Something similar is at play with the investigation into the Jan. 6 riot — which is really a broader investigation into the ways in which Trump sought to retain power after losing in 2020. Early on, Republicans expressed discomfort with the attack. Months of efforts to reshape that opinion, though, had an effect, including the refusal of House Republican leaders to acquiesce to a broadly bipartisan investigation of what happened.

Polling from YouGov found that the percentage of Republicans who viewed the attack at the Capitol as a threat to democracy fell from 24 percent in 2021 to 18 percent this year. Importantly, Republicans were twice as likely to go from saying in 2021 that it was a threat to saying this year that it wasn’t than they were to have moved from saying it wasn’t a threat last year to saying it was this year. Ten percent of respondents moved from threat to non-threat; only 5 percent moved from non-threat to threat — despite everything we’ve learned and despite the investigations by the House committee.

Last October, polling from Grinnell College conducted by Selzer & Co. found that Republicans were 86 points more likely to say that American democracy was under threat than they were to say it wasn’t. That’s a spread 30 points larger than among Democrats or independents.

Other polling at the time, as from NPR and PBS NewsHour conducted by Marist, found a similar (if less broad) partisan gap.

In that same poll, Marist asked about fundamental concerns about the democratic process. For example, they asked how much Americans felt that elections were fair. A majority of Republicans said they had not much or no trust in the fairness of elections — this, nearly a year after the 2020 contest and well after it was obvious that no rampant fraud had occurred.

Republicans, though, told Quinnipiac University that they saw Trump’s post-election efforts to question the legitimacy of elections not as undermining democracy but — as Trump himself insisted — that he was trying to protect the system.

It cannot be stated enough that Trump’s claims about fraud are entirely baseless and that his vaguer arguments about the election having been stacked against him are little better. But he has been effective at creating a demand economy for claims about how he lost a second term through deviousness, and allies have rushed to meet that demand.

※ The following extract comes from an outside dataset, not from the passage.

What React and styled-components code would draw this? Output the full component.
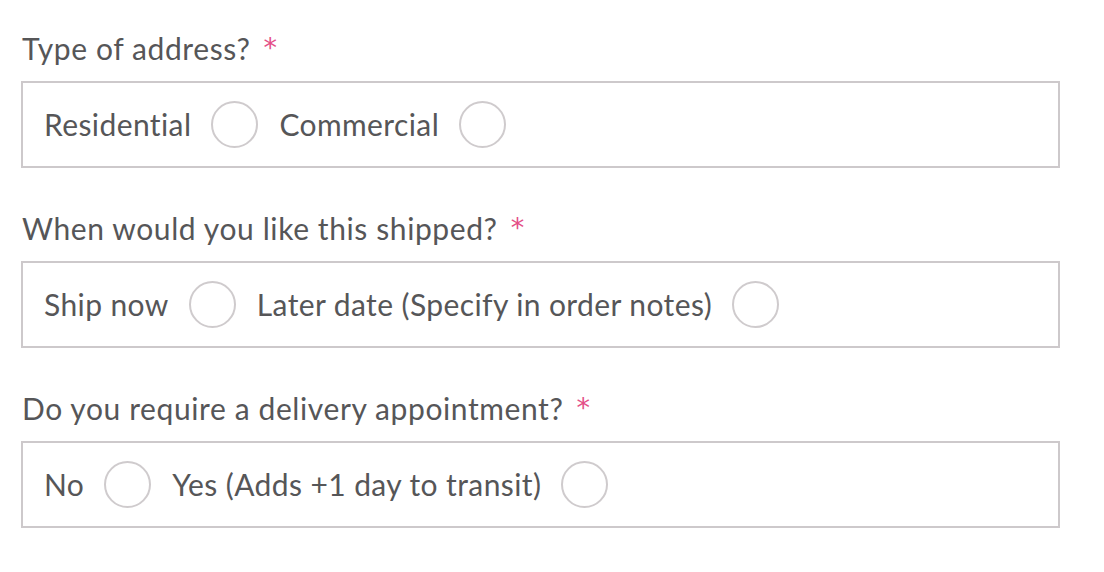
import React from "react";
import styled, { createGlobalStyle } from "styled-components";

const GlobalStyle = createGlobalStyle`
  body {
    margin: 0;
    background: #fff;
    font-family: "Lato", "Noto Sans", sans-serif;
  }
`;

const Form = styled.div`
  display: flex;
  flex-direction: column;
  gap: 40px;
  padding: 28px 0 0 21px;
`;

const Field = styled.div`
  display: flex;
  flex-direction: column;
  gap: 12px;
`;

const Label = styled.div`
  font-size: 30px;
  line-height: 41px;
  height: 41px;
  color: #565658;
  letter-spacing: 0.6px;
  padding-left: 1px;
`;

const Required = styled.span`
  color: #e44f87;
  font-family: "DejaVu Sans", sans-serif;
  font-size: 27px;
  line-height: 1;
  margin-left: 13px;
  vertical-align: 3px;
`;

const Box = styled.div`
  box-sizing: border-box;
  width: 1039px;
  height: 87px;
  border: 2px solid #cdc9cb;
  display: flex;
  align-items: center;
  padding-left: 21px;
  gap: 21px;
`;

const Option = styled.label`
  display: flex;
  align-items: center;
  gap: 20px;
  font-size: 30px;
  letter-spacing: 0.4px;
  color: #565658;
  padding-bottom: 2px;
`;

const Radio = styled.span`
  box-sizing: border-box;
  width: 47px;
  height: 47px;
  border-radius: 50%;
  border: 2px solid #cfcbcd;
  background: #fff;
  margin-top: 2px;
`;

const fields = [
  { label: "Type of address?", options: ["Residential", "Commercial"] },
  { label: "When would you like this shipped?", options: ["Ship now", "Later date (Specify in order notes)"] },
  { label: "Do you require a delivery appointment?", options: ["No", "Yes (Adds +1 day to transit)"] },
];

export default function App() {
  return (
    <>
      <GlobalStyle />
      <Form>
        {fields.map(field => (
          <Field key={field.label}>
            <Label>
              {field.label}
              <Required>*</Required>
            </Label>
            <Box>
              {field.options.map(opt => (
                <Option key={opt}>
                  {opt}
                  <Radio />
                </Option>
              ))}
            </Box>
          </Field>
        ))}
      </Form>
    </>
  );
}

By the beginning of this year, that meant that Americans overall told CNN and its pollsters from SSRS that they had only a little confidence in elections to reflect the will of the people. This question can be interpreted in a lot of ways; those who believe electoral systems are exclusionary for certain voting groups, for example, might agree that elections don’t reflect the will of the people. But that nearly three-quarters of Republicans held that view suggests that much of the concern stems from accusations about election tampering.

In that same poll, Republicans were 32 points more likely to describe democracy as being under attack. Democrats and independents were slightly more likely to say either that democracy was being tested or is in no danger.

Even that, though, is bad news for Cheney and the Jan. 6 committee. A year into the investigation of the Capitol riot and Democrats didn’t have the same sense of urgency as party leaders.

Shortly after the first anniversary of the attack, a Fox News poll found that independents were about split on which party would do a better job protecting democracy, giving a nonsignificant edge to the GOP. That partisans preferred their own parties is not really remarkable. That independents saw it as a toss-up, though, suggests how ingrained the fraud-vs.-stealing rhetorical divide is.

For the first anniversary of the attack, Quinnipiac asked how Americans viewed the investigation itself. Again, independents were about as likely to say that the events at the Capitol should never be forgotten as they were to say it was “time to move on” from the subject.

The House committee hopes that its upcoming hearings will lay out a convincing case for how democracy is threatened by Trump’s efforts to retain power. Here, again, we can point to recent history as a reason for skepticism: When Trump faced impeachment over his efforts to force Ukraine to announce an investigation into Joe Biden, weeks of hearings had little effect on partisan views.

It’s hard to escape the conclusion that, at least within his party, Trump’s already won this fight.